About
Blog
Podcast
Contact

THE BLOG

Stop Using the Exposure Triangle! It’s Holding Back Your Cinematography

Oct 13, 2025

Stop Using the Exposure Triangle! It’s Holding Back Your Cinematography

Exposure isn’t an equation. It’s an expression.

The exposure triangle has been repeated for generations — aperture, shutter speed, ISO — three sides forming the supposed foundation of exposure. It was simple, visual, even poetic in its own way. But somewhere along the line, it stopped being a metaphor and became a rule. A rule that told us exposure could be solved like geometry, where the sum of every choice always equals 180 degrees.

But exposure isn’t math. It isn’t balance. It’s intent. And when we reduce light — that living, breathing force — into a diagram, we strip it of meaning. Because exposure was never meant to be something you calculate. It was always meant to be something you create.

The illusion of balance

The triangle made us believe that if we could just balance our settings, we could master exposure. But true mastery has never been about symmetry — it’s about interpretation. When we balance for numbers, we chase correctness. When we expose for emotion, we find truth.

If everyone followed the triangle perfectly, every image would look the same. Twenty filmmakers could capture the same scene, and their shots would be indistinguishable. But cinematography isn’t about accuracy. It’s about authorship. It’s about translating how light feels — not how it measures.

Aperture, shutter, and ISO: three creative languages

Each setting speaks its own dialect of emotion:

  • Aperture defines intimacy — how much of the world you let into focus, and how much you allow to drift into dream.
  • Shutter speed defines rhythm — how movement breathes, whether time flows or fractures within the frame.
  • ISO defines character — the strength and subtlety of how your camera perceives light, the texture of its truth.

In the digital age, ISO no longer describes sensitivity; it describes interpretation. Modern cinema cameras live by their native ISO — a designed equilibrium where light and shadow coexist in harmony. Once you step outside of it, you’re not exposing — you’re distorting. ISO is no longer a tool for brightness; it’s a choice of identity.

ND: the quiet truth

So if aperture, shutter, and ISO are creative — what controls exposure itself? The answer is beautifully simple: Neutral Density.

ND filters are the quiet truth of cinematography. They don’t alter the emotion of your shot. They don’t dictate depth, movement, or tone. They simply step aside, giving you the freedom to hold on to your vision while bending light to your will. They exist to serve the art, not shape it.

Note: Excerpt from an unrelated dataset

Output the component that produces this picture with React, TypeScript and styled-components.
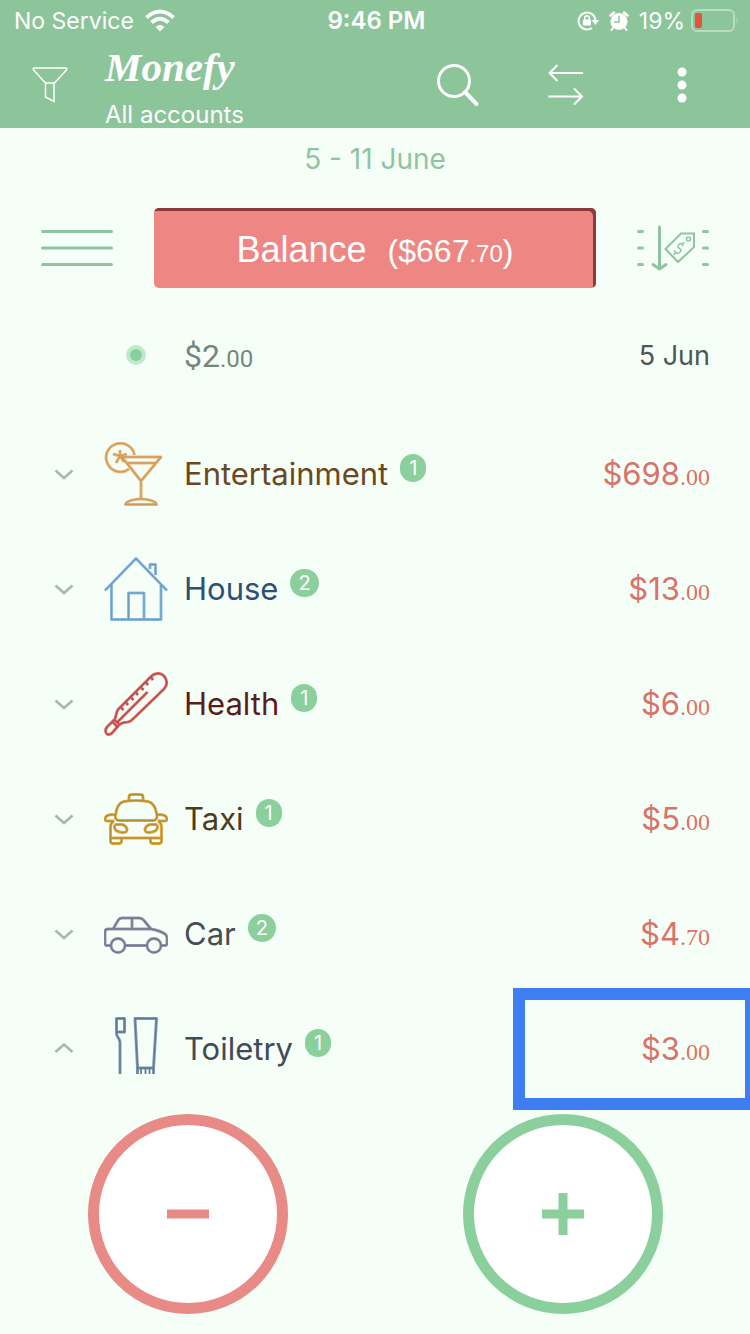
import React from "react";
import styled, { createGlobalStyle } from "styled-components";

const sans = `Inter, "Liberation Sans", sans-serif`;
const green = "#8bd09c";
const line = "#8fc4a1";
const paper = "#f5fff7";

const GlobalStyle = createGlobalStyle`
  * { box-sizing: border-box; }
  body { margin: 0; background: ${paper}; font-family: ${sans}; }
  button { padding: 0; border: 0; background: none; font: inherit; color: inherit; cursor: pointer; }
  svg { display: block; flex: none; }
`;

const Screen = styled.div`
  min-height: 100vh;
  display: flex;
  flex-direction: column;
  overflow: hidden;
`;

const Header = styled.header`
  background: #8cc59a;
  color: #fff;
`;

const StatusBar = styled.div`
  display: grid;
  grid-template-columns: 1fr auto 1fr;
  align-items: center;
  height: 41px;
  padding: 0 11px 0 14px;
  font-size: 23px;
`;

const StatusGroup = styled.div<{ $end?: boolean }>`
  display: flex;
  align-items: center;
  justify-content: ${(p) => (p.$end ? "flex-end" : "flex-start")};
  gap: 10px;
`;

const Battery = styled.div`
  display: flex;
  align-items: center;
  gap: 6px;
`;

const Clock = styled.time`
  font-size: 24px;
  font-weight: 600;
`;

const Toolbar = styled.div`
  display: flex;
  align-items: center;
  height: 87px;
  padding: 0 36px 0 26px;
`;

const ToolButton = styled.button<{ $wide?: boolean }>`
  display: flex;
  align-items: center;
  justify-content: center;
  width: ${(p) => (p.$wide ? 64 : 48)}px;
  height: 48px;
`;

const Titles = styled.div`
  flex: 1;
  padding-left: 31px;
`;

const Brand = styled.h1`
  margin: 0;
  font: italic 700 41px/60px "Liberation Serif", serif;
`;

const Account = styled.div`
  font-size: 24px;
  line-height: 36px;
`;

const Actions = styled.div`
  display: flex;
  gap: 60px;
`;

const Period = styled.h2`
  margin: 0;
  padding-top: 13px;
  font-size: 28px;
  font-weight: 400;
  line-height: 36px;
  text-align: center;
  color: ${line};
`;

const BalanceRow = styled.div`
  display: flex;
  align-items: center;
  gap: 40px;
  padding: 31px 40px 0;
`;

const BalanceButton = styled.button`
  display: flex;
  flex: 1;
  align-items: baseline;
  justify-content: center;
  gap: 21px;
  height: 80px;
  padding-top: 2px;
  border-radius: 5px;
  background: #ee8683;
  box-shadow: inset -3px 3px 0 #8c3a3b;
  color: #fff;
  font-family: "Liberation Sans", Arial, sans-serif;
  font-size: 36px;
  line-height: 80px;
`;

const BalanceAmount = styled.span`
  font-size: 32px;

  small { font-size: 24px; }
`;

const DayRow = styled.div`
  display: flex;
  align-items: center;
  height: 128px;
  padding: 6px 40px 0 126px;
  font-size: 27px;
  color: #4c5653;
`;

const Dot = styled.span`
  width: 20px;
  height: 20px;
  border: 4px solid #c0e9cb;
  border-radius: 50%;
  background: ${green};
`;

const DayAmount = styled.span`
  flex: 1;
  padding: 2px 0 0 38px;
  font-family: Roboto, sans-serif;
  font-size: 32px;
  color: #74877f;

  small { font-size: 24px; }
`;

const Categories = styled.ul`
  margin: 0;
  padding: 0;
  list-style: none;
`;

const CategoryRow = styled.li`
  position: relative;
  display: flex;
  align-items: center;
  height: 115px;
  padding: 0 40px;
`;

const Expander = styled.button`
  display: flex;
  align-items: center;
  justify-content: center;
  width: 48px;
  height: 48px;
  margin-right: 16px;
`;

const Name = styled.span<{ $color: string }>`
  padding-left: 16px;
  font-size: 31px;
  line-height: 40px;
  color: ${(p) => p.$color};
`;

const Badge = styled.span`
  min-width: 26px;
  margin: 0 auto 12px 12px;
  padding: 0 8px;
  border-radius: 14px;
  background: ${green};
  color: #fff;
  font-size: 20px;
  line-height: 28px;
  text-align: center;
`;

const Amount = styled.span`
  font-size: 31px;
  color: #d9736a;

  small { font-family: "Liberation Serif", serif; font-size: 24px; }
`;

const Highlight = styled.span`
  position: absolute;
  top: -3px;
  right: -7px;
  bottom: -4px;
  width: 244px;
  border: 12px solid #3f7df3;
  pointer-events: none;
`;

const Footer = styled.footer`
  display: grid;
  grid-template-columns: 1fr 1fr;
  justify-items: center;
  padding: 8px 0 20px;
`;

const RoundButton = styled.button<{ $color: string }>`
  display: flex;
  align-items: center;
  justify-content: center;
  width: 200px;
  height: 200px;
  border: 11px solid ${(p) => p.$color};
  border-radius: 50%;
  background: #fff;
  color: ${(p) => p.$color};
`;

/* Category drawings have a light outline with a darker core. */
function Drawing({ light, dark, children }: { light: string; dark: string; children: React.ReactNode }) {
  return (
    <svg width="64" height="64" viewBox="0 0 64 64" fill="none" strokeLinejoin="round" aria-hidden="true">
      <g stroke={light} strokeWidth="3">{children}</g>
      <g stroke={dark} strokeWidth="1.3">{children}</g>
    </svg>
  );
}

const Cocktail = () => (
  <Drawing light="#eab878" dark="#cf9a5c">
    <path d="M30.500 13A14.300 14.300 0 1 0 25 27" />
    <path d="M16 14V8M16 14l-7-2M16 14l-4 7M16 14l4 6M16 14l7-2" />
    <path d="M18 15H57L37 39ZM24 21H52M37 39V57" />
    <path d="M21.500 62.500C22 59 31 57 37 57S52 59 52.500 62.500Z" />
  </Drawing>
);

const House = () => (
  <Drawing light="#93bfe4" dark="#6c9cc6">
    <path d="M1 33.500L32 1.500L63 33.500M7.500 27V62.500H57V27M24.500 62.500V36H40V62.500M46 12V7.500H51.500V18" />
  </Drawing>
);

const Thermometer = () => (
  <Drawing light="#dc7570" dark="#b84c4c">
    <path d="M47 4.500C51 .5 57 .5 60 4S64 13 60 17L30 46C26 50 25 50 20 50.500C17 51 16 52 14 54L8.500 60.500C6.500 63 3.500 63 2.500 61.500S1 57.500 3 55L10.500 47.500C12.500 45 11.500 41 14 37.500Z" />
    <path d="M8.500 50L14 55.500M10.500 48L15 52" />
    <path d="M43.500 20L13 50.500" />
    <path d="M17 35.500L19.500 38M22 30.500L24 33M27 25.500L29.500 28M32 20.500L34 23M37 15.500L39.500 18M42 10.500L44 13M47 5.500L49 8" />
  </Drawing>
);

const Taxi = () => (
  <Drawing light="#e3b04b" dark="#b58d34">
    <path d="M25 13.500V10Q25 7.500 27.500 7.500H36.500Q39 7.500 39 10V13.500" />
    <path d="M11.500 28Q13 16 20 14.500Q32 12.500 44 14.500Q51 16 53 28Q53.500 33.500 49 33.500H15.500Q10.500 33.500 11.500 28Z" />
    <path d="M11.500 28.500Q9 27 5 28Q1 29 1 32.500Q1 34 4 34H10M52.500 28.500Q55 27 59 28Q63 29 63 32.500Q63 34 60 34H54" />
    <path d="M10 34Q6.500 36 6.500 40V51H57.500V40Q57.500 36 54 34M6.500 51V54Q6.500 56.500 9 56.500H15Q17.500 56.500 17.500 54V51M46.500 51V54Q46.500 56.500 49 56.500H55Q57.500 56.500 57.500 54V51" />
    <path d="M12 37.500H18Q22 38.500 23 42Q23.500 45.500 19 45.500Q11 45 10.500 40.500Q10.500 38 12 37.500ZM52 37.500H46Q42 38.500 41 42Q40.500 45.500 45 45.500Q53 45 53.500 40.500Q53.500 38 52 37.500Z" />
  </Drawing>
);

const Car = () => (
  <Drawing light="#9a9db4" dark="#72768f">
    <path d="M7 43.500H3Q1 43.500 1 41V30Q1 27 4 27H9L14 18.500Q15.500 16 18 16H35Q38 16 40 18.500L47 27Q57 29 61 32Q63 33.500 63 36V41Q63 43.500 61 43.500H57M21 43.500H43M9 27H47M28 16V27" />
    <circle cx="14" cy="43.500" r="7" />
    <circle cx="50" cy="43.500" r="7" />
  </Drawing>
);

const Toiletry = () => (
  <Drawing light="#849bb5" dark="#5f7a99">
    <path d="M12.500 15V1.500H20.500V15H12.500V17Q13 19 15 22Q16 24 16 26V57" />
    <path d="M31 1.500H52.500L49.500 51H33.500ZM33.500 51V57M49.500 51V57" />
    <path d="M37 51V57M41.500 51V57M45.500 51V57" strokeWidth="1.500" />
  </Drawing>
);

const Wifi = () => (
  <svg width="32" height="24" viewBox="0 0 32 24" fill="none" stroke="#fff" strokeWidth="4" aria-label="Wi-Fi" role="img">
    <path d="M2.500 8.500Q16-3.500 29.500 8.500M7.500 13.500Q16 6 24.500 13.500" />
    <path d="M16 22.500l-4.500-4.500q4.500-4 9 0z" fill="#fff" stroke="none" />
  </svg>
);

const RotationLock = () => (
  <svg width="22" height="22" viewBox="0 0 22 22" fill="none" aria-label="Rotation locked" role="img">
    <path d="M15 18A8.500 8.500 0 1 1 18.500 10" stroke="#fff" strokeWidth="2" />
    <path d="M14.500 10h7.500l-3.500 5z" fill="#fff" />
    <rect x="6" y="9.500" width="8" height="6" rx="1" fill="#fff" />
    <path d="M7.700 10V8a2.300 2.300 0 0 1 4.600 0v2" stroke="#fff" strokeWidth="1.500" />
  </svg>
);

const Alarm = () => (
  <svg width="20" height="20" viewBox="0 0 20 20" fill="none" stroke="#fff" strokeLinecap="round" aria-label="Alarm set" role="img">
    <circle cx="10" cy="10.500" r="8.500" fill="#fff" stroke="none" />
    <path d="M1.500 4.500L5 1.500M18.500 4.500L15 1.500" strokeWidth="2.500" />
    <path d="M4 17l-1.500 2M16 17l1.500 2" strokeWidth="2" />
    <path d="M10 5.500V11H5.500" stroke="#8cc59a" strokeWidth="1.500" />
  </svg>
);

const BatteryLevel = () => (
  <svg width="48" height="24" viewBox="0 0 48 24" fill="none" aria-hidden="true">
    <rect x="1" y="1" width="42" height="21" rx="5" stroke="#b9dcc2" strokeWidth="2" />
    <rect x="4" y="4" width="7" height="15" rx="2" fill="#e5533f" />
    <path d="M45.500 8q2 3.500 0 7z" fill="#b9dcc2" />
  </svg>
);

const Chevron = ({ up }: { up?: boolean }) => (
  <svg width="20" height="12" viewBox="0 0 20 12" fill="none" stroke="#a9b5ad" strokeWidth="2.500" aria-hidden="true">
    <path d={up ? "M1.500 9L10 1.500L18.500 9" : "M1.500 2.500L10 10L18.500 2.500"} />
  </svg>
);

const categories = [
  { name: "Entertainment", color: "#6b481f", count: 1, whole: "$698", cents: ".00", Icon: Cocktail },
  { name: "House", color: "#2f4f75", count: 2, whole: "$13", cents: ".00", Icon: House },
  { name: "Health", color: "#5c1c1c", count: 1, whole: "$6", cents: ".00", Icon: Thermometer },
  { name: "Taxi", color: "#4b3d1b", count: 1, whole: "$5", cents: ".00", Icon: Taxi },
  { name: "Car", color: "#474c55", count: 2, whole: "$4", cents: ".70", Icon: Car },
  { name: "Toiletry", color: "#414a59", count: 1, whole: "$3", cents: ".00", Icon: Toiletry, open: true, marked: true },
];

export default function App() {
  return (
    <Screen>
      <GlobalStyle />
      <Header>
        <StatusBar>
          <StatusGroup>
            <span>No Service</span>
            <Wifi />
          </StatusGroup>
          <Clock>9:46 PM</Clock>
          <StatusGroup $end>
            <RotationLock />
            <Alarm />
            <Battery>
              <span>19%</span>
              <BatteryLevel />
            </Battery>
          </StatusGroup>
        </StatusBar>
        <Toolbar>
          <ToolButton aria-label="Filter">
            <svg width="36" height="36" viewBox="0 0 36 36" fill="none" stroke="#fff" strokeWidth="1.500">
              <path d="M1.500 1H34.500V3L22.500 16H13.500L1.500 3ZM13.500 16V30L22 34.500V16" />
            </svg>
          </ToolButton>
          <Titles>
            <Brand>Monefy</Brand>
            <Account>All accounts</Account>
          </Titles>
          <Actions>
            <ToolButton aria-label="Search">
              <svg width="44" height="44" viewBox="0 0 44 44" fill="none" stroke="#fff" strokeLinecap="round">
                <circle cx="18" cy="18" r="15.500" strokeWidth="3" />
                <path d="M29 29L40.500 41" strokeWidth="4" />
              </svg>
            </ToolButton>
            <ToolButton aria-label="Transfer">
              <svg width="36" height="42" viewBox="0 0 36 42" fill="none" stroke="#fff" strokeWidth="2">
                <path d="M35 9H1.500M9.500 1L1.500 9L9.500 17M.5 32.500H34M26 24.500L34 32.500L26 40.500" />
              </svg>
            </ToolButton>
            <ToolButton $wide aria-label="More">
              <svg width="10" height="36" viewBox="0 0 10 36" fill="#fff">
                <circle cx="5" cy="5" r="4.500" />
                <circle cx="5" cy="18" r="4.500" />
                <circle cx="5" cy="31" r="4.500" />
              </svg>
            </ToolButton>
          </Actions>
        </Toolbar>
      </Header>

      <main>
        <Period>5 - 11 June</Period>
        <BalanceRow>
          <button aria-label="Menu">
            <svg width="74" height="48" viewBox="0 0 74 48" stroke={line} strokeWidth="3" strokeLinecap="round">
              <path d="M2.500 7.500H71.500M2.500 24H71.500M2.500 40.500H71.500" />
            </svg>
          </button>
          <BalanceButton>
            Balance
            <BalanceAmount>
              ($667<small>.70</small>)
            </BalanceAmount>
          </BalanceButton>
          <button aria-label="Sort by amount">
            <svg width="74" height="48" viewBox="0 0 74 48" fill="none" stroke={line} strokeWidth="3" strokeLinecap="round" strokeLinejoin="round">
              <path d="M2.500 7.500H6.500M2.500 24H6.500M2.500 40.500H6.500M67.500 7.500H71.500M67.500 24H71.500M67.500 40.500H71.500M23.500 3V45M17 40.500L23.500 45L30 40.500" />
              <path d="M29.500 25L45 9.500H58V23L42 38Z" strokeWidth="2" strokeLinejoin="miter" />
              <circle cx="52.500" cy="15" r="2" strokeWidth="1.500" />
              <path d="M47 21.500Q45.500 18 43 20.500T43.500 24.500T43.500 28.500T38.500 27M48 18.500L46 20.500M40 28L38 30.500" strokeWidth="1.500" />
            </svg>
          </button>
        </BalanceRow>
        <DayRow>
          <Dot />
          <DayAmount>
            $2<small>.00</small>
          </DayAmount>
          <time>5 Jun</time>
        </DayRow>
        <Categories>
          {categories.map(({ name, color, count, whole, cents, Icon, open, marked }) => (
            <CategoryRow key={name}>
              <Expander aria-label={name} aria-expanded={!!open}>
                <Chevron up={open} />
              </Expander>
              <Icon />
              <Name $color={color}>{name}</Name>
              <Badge>{count}</Badge>
              <Amount>
                {whole}
                <small>{cents}</small>
              </Amount>
              {marked && <Highlight />}
            </CategoryRow>
          ))}
        </Categories>
      </main>

      <Footer>
        <RoundButton $color="#e88a86" aria-label="Add expense">
          <svg width="42" height="42" viewBox="0 0 42 42" stroke="currentColor" strokeWidth="9">
            <path d="M0 21H42" />
          </svg>
        </RoundButton>
        <RoundButton $color={green} aria-label="Add income">
          <svg width="42" height="42" viewBox="0 0 42 42" stroke="currentColor" strokeWidth="9">
            <path d="M0 21H42M21 0V42" />
          </svg>
        </RoundButton>
      </Footer>
    </Screen>
  );
}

That’s why every cinema camera worth its name has built-in ND — not as a convenience, but as a statement. It’s a recognition that light itself is the last creative boundary worth controlling.

The art of intentionality

Every choice, from aperture to ND, becomes a meditation on intention. How shallow should focus feel? How much motion should linger? Do the shadows serve the story, or swallow it?

When you lock those creative parameters, the camera becomes an extension of your perspective — a vessel for what you believe the world should look like, not what the meter tells you it is.

Light, the language of emotion

True exposure isn’t about balancing highlights and shadows — it’s about deciding which one matters more. Contrast defines tension. Shadow defines mystery. Brightness isn’t just clarity — it’s revelation.

Light is emotion in motion. It guides attention, sculpts space, and defines how truth feels within a frame. When you decide how light lives in your image, you’re not exposing for correctness — you’re composing for meaning.

The myth of control

We often talk about “controlling exposure.” But maybe control isn’t the point. Maybe exposure isn’t something to master — maybe it’s something to surrender to. Because every light source, every reflection, every shadow is a dialogue between you and the world. Your job isn’t to dominate that conversation. It’s to listen — and respond with intention.

The creative shift

Once you start thinking this way, everything changes. You stop asking, “What ISO should I use?” and start asking, “What do I want this image to feel like?” That’s the shift from technical filmmaking to intentional cinematography.

Anyone can balance a triangle. Only a cinematographer can craft a feeling.

When you stop treating camera settings as exposure tools and start embracing them as creative languages, you take full ownership of your art. You’re no longer bound by formulas — you’re guided by vision. Because exposure isn’t something you calculate. It’s something you create.